# START OF Source data

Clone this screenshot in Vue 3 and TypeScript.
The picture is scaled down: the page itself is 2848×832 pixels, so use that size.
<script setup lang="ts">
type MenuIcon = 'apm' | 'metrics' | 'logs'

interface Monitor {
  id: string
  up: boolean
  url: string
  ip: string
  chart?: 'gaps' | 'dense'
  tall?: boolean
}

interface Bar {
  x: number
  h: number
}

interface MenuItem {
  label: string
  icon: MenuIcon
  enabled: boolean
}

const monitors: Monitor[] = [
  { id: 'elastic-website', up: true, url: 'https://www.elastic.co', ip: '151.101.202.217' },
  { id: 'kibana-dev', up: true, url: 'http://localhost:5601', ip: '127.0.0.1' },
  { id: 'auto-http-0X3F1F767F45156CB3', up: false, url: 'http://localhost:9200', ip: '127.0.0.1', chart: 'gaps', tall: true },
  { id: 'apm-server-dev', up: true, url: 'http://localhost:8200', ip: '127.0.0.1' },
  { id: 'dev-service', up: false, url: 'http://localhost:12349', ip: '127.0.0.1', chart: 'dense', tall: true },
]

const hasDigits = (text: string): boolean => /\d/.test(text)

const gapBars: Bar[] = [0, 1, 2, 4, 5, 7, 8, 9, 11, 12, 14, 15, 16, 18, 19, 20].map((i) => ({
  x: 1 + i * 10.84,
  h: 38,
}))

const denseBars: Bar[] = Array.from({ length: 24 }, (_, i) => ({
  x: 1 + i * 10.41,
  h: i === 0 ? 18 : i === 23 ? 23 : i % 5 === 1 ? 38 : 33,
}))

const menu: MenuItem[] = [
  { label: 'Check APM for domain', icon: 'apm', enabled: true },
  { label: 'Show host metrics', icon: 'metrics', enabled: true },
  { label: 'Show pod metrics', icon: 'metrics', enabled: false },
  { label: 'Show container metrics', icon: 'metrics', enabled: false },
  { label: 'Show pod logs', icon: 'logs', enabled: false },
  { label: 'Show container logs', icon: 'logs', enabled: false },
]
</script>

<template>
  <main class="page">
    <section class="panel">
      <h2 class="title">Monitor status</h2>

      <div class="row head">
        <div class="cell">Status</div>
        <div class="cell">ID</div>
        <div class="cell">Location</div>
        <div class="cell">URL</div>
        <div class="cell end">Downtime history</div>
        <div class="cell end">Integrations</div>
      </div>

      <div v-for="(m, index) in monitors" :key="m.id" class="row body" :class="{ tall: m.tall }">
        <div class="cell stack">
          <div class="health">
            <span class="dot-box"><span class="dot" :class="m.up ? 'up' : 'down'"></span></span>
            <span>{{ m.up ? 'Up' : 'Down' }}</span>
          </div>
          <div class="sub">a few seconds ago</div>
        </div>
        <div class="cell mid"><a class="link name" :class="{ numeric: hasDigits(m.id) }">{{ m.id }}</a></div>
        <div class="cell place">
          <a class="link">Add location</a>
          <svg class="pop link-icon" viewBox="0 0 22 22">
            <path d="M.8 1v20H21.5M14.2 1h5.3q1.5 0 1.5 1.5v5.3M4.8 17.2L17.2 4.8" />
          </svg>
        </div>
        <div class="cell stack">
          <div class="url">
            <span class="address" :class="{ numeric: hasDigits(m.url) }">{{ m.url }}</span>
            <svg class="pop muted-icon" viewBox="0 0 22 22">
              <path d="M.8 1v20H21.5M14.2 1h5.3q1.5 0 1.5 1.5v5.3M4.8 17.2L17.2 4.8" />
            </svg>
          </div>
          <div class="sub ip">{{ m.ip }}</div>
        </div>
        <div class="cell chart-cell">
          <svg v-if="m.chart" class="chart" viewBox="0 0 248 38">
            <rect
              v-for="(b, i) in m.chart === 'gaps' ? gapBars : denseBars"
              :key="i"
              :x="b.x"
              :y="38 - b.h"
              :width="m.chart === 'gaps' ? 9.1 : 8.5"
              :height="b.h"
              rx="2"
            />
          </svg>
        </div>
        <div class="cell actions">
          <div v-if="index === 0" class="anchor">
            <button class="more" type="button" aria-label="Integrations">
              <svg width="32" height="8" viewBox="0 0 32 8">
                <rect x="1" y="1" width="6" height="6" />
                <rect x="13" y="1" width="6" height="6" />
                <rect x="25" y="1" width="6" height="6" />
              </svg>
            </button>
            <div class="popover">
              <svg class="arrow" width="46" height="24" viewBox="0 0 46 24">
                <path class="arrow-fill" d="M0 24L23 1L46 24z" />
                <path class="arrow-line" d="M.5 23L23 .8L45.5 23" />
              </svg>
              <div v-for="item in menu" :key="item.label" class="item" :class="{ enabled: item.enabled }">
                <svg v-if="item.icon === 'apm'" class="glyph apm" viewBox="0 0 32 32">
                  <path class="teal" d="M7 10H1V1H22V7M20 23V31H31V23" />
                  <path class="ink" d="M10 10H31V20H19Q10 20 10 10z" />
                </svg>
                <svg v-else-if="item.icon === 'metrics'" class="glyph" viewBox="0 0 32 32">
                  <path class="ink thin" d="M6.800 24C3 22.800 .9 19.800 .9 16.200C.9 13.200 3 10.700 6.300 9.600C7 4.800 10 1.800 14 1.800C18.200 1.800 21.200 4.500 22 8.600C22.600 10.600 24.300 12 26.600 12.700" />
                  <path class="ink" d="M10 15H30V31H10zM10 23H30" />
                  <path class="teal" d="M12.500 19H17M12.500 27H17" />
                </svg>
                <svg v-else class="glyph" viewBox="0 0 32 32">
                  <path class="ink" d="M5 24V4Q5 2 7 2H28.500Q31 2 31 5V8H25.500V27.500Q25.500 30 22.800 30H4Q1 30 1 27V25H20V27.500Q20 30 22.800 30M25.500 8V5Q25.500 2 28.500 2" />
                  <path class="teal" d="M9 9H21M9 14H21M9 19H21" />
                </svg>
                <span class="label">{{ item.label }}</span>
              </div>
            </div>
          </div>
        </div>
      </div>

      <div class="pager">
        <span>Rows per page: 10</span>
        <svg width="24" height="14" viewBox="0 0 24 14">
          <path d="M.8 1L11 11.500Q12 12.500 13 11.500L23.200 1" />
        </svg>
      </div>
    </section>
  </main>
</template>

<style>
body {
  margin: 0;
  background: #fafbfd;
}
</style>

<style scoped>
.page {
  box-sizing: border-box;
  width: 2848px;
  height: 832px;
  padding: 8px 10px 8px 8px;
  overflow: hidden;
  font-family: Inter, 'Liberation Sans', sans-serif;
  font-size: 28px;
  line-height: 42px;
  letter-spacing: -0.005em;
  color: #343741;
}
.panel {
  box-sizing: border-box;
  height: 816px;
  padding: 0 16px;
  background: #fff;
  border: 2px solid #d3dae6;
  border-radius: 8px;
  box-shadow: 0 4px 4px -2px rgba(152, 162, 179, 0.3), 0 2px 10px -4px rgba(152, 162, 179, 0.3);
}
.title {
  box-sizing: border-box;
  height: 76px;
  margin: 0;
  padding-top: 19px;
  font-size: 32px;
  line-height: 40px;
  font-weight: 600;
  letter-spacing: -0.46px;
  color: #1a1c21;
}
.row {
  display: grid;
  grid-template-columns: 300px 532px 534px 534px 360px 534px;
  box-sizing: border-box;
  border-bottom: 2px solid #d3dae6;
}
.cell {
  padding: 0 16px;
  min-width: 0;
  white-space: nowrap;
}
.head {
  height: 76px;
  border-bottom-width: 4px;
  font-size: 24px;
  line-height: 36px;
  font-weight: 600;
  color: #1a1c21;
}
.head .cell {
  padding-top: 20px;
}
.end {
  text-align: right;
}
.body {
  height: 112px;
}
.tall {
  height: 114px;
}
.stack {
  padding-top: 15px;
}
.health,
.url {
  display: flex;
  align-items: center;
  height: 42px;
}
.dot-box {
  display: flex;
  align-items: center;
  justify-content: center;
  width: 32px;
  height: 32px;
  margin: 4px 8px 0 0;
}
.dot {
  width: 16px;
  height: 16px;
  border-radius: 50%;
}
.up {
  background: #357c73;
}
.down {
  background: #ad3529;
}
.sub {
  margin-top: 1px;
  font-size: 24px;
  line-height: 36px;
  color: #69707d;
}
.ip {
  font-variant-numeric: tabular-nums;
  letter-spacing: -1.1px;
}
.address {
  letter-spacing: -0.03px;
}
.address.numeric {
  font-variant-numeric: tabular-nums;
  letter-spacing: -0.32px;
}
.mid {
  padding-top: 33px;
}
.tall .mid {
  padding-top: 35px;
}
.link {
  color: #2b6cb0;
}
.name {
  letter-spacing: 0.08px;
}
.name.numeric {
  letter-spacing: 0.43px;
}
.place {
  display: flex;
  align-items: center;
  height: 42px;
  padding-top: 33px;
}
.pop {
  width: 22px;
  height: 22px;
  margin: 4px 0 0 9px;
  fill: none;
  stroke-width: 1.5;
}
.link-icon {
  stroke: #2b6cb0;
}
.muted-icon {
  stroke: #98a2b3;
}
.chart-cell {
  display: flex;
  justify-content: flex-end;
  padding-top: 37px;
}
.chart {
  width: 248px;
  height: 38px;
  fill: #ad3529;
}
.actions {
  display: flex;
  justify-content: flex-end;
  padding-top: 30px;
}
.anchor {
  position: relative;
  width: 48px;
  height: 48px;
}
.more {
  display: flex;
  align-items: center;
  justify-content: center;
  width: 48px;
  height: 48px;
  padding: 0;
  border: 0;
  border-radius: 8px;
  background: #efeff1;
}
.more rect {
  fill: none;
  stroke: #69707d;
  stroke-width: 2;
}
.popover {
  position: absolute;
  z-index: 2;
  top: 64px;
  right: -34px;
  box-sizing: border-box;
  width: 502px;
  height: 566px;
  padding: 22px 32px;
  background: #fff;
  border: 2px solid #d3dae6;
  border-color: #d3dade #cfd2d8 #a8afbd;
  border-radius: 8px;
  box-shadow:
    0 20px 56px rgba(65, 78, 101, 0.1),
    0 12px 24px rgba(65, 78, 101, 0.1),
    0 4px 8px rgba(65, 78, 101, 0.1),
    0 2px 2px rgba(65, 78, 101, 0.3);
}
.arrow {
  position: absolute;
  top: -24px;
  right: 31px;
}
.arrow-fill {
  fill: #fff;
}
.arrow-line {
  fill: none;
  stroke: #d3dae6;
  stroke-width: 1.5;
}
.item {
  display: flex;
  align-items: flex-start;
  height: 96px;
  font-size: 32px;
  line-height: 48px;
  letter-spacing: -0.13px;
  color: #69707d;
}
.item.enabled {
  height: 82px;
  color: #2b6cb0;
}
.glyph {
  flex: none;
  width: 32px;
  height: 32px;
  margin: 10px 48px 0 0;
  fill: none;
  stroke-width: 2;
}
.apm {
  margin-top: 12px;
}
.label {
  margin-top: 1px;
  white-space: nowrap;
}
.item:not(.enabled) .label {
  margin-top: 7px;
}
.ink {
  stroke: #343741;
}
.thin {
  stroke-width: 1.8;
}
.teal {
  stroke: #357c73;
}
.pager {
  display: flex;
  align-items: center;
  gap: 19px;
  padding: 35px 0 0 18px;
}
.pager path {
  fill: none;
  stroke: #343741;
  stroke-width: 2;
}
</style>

# END OF Source data

▸ **Directions**
Write down exactly the span of lines above from the one containing "The picture is" to the one containing "const hasDigits = (text: string): boolean", both ends included.

▸ **Problem solution**
The picture is scaled down: the page itself is 2848×832 pixels, so use that size.
<script setup lang="ts">
type MenuIcon = 'apm' | 'metrics' | 'logs'

interface Monitor {
  id: string
  up: boolean
  url: string
  ip: string
  chart?: 'gaps' | 'dense'
  tall?: boolean
}

interface Bar {
  x: number
  h: number
}

interface MenuItem {
  label: string
  icon: MenuIcon
  enabled: boolean
}

const monitors: Monitor[] = [
  { id: 'elastic-website', up: true, url: 'https://www.elastic.co', ip: '151.101.202.217' },
  { id: 'kibana-dev', up: true, url: 'http://localhost:5601', ip: '127.0.0.1' },
  { id: 'auto-http-0X3F1F767F45156CB3', up: false, url: 'http://localhost:9200', ip: '127.0.0.1', chart: 'gaps', tall: true },
  { id: 'apm-server-dev', up: true, url: 'http://localhost:8200', ip: '127.0.0.1' },
  { id: 'dev-service', up: false, url: 'http://localhost:12349', ip: '127.0.0.1', chart: 'dense', tall: true },
]

const hasDigits = (text: string): boolean => /\d/.test(text)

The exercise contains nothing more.